L’alimentation locale s’est imposée comme une tendance forte au cours des deux dernières décennies. Aujourd’hui, aux États-Unis, c’est un marché très diversifié, de plus 8,7 milliards de dollars et impliquant 167 000 fermes dont 60 000 utilisent des circuits courts indirects. Le concept d’encastrement a beaucoup été utilisé pour souligner la double reconnexion (sociale et environnementale) permise par ces circuits. Les auteurs de cet article font toutefois la distinction entre ces relations telles qu’on les observe et les valeurs personnelles et subjectives qui les sous-tendent, à savoir à quel point les participants se reconnaissent dans des valeurs communautaires (ce que les auteurs appellent « encastrement civique ») ou dans des valeurs environnementales (« encastrement écologique »). Leur hypothèse est que certains types de circuits courts sont plus favorables à une forme d’encastrement qu’à une autre. À ces deux ensembles de valeurs s’ajoute l’opposition classique (mais relative) entre circuits courts et agriculture productiviste. Les chercheurs ont voulu savoir comment ces trois valeurs (souci du bien-être de la communauté, de l’environnement et rapport avec l’idéologie productiviste) influencent ou pas le choix de participer à différents types de circuits courts.
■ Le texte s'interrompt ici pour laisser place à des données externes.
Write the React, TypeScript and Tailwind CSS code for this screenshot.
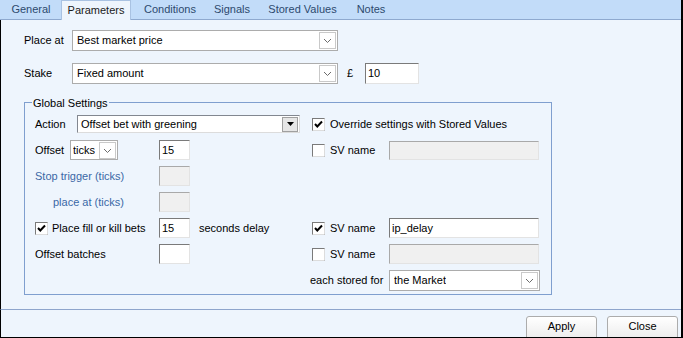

Cette question des valeurs en circuits courts n’est pas nouvelle. Cet article est dans le prolongement d’un ensemble de résultats empiriques - à géométrie variable - précisant les spécificités des circuits courts et du profil des agriculteurs qui y participent. Ici, l’originalité est à trouver dans le type de traitement quantitatif utilisé, en rupture avec les recherches qualitatives qui dominent cette littérature, et dans le fait que la population d’enquête était composée d’agriculteurs commercialisant dans tous types de circuits, courts et longs. Au total, un échantillon aléatoire de 698 producteurs de fruits et légumes dans les États du Michigan et de l’Ohio a été interrogé et divers modèles économétriques appliqués pour identifier les relations apparentes entre valeurs et circuits de commercialisation.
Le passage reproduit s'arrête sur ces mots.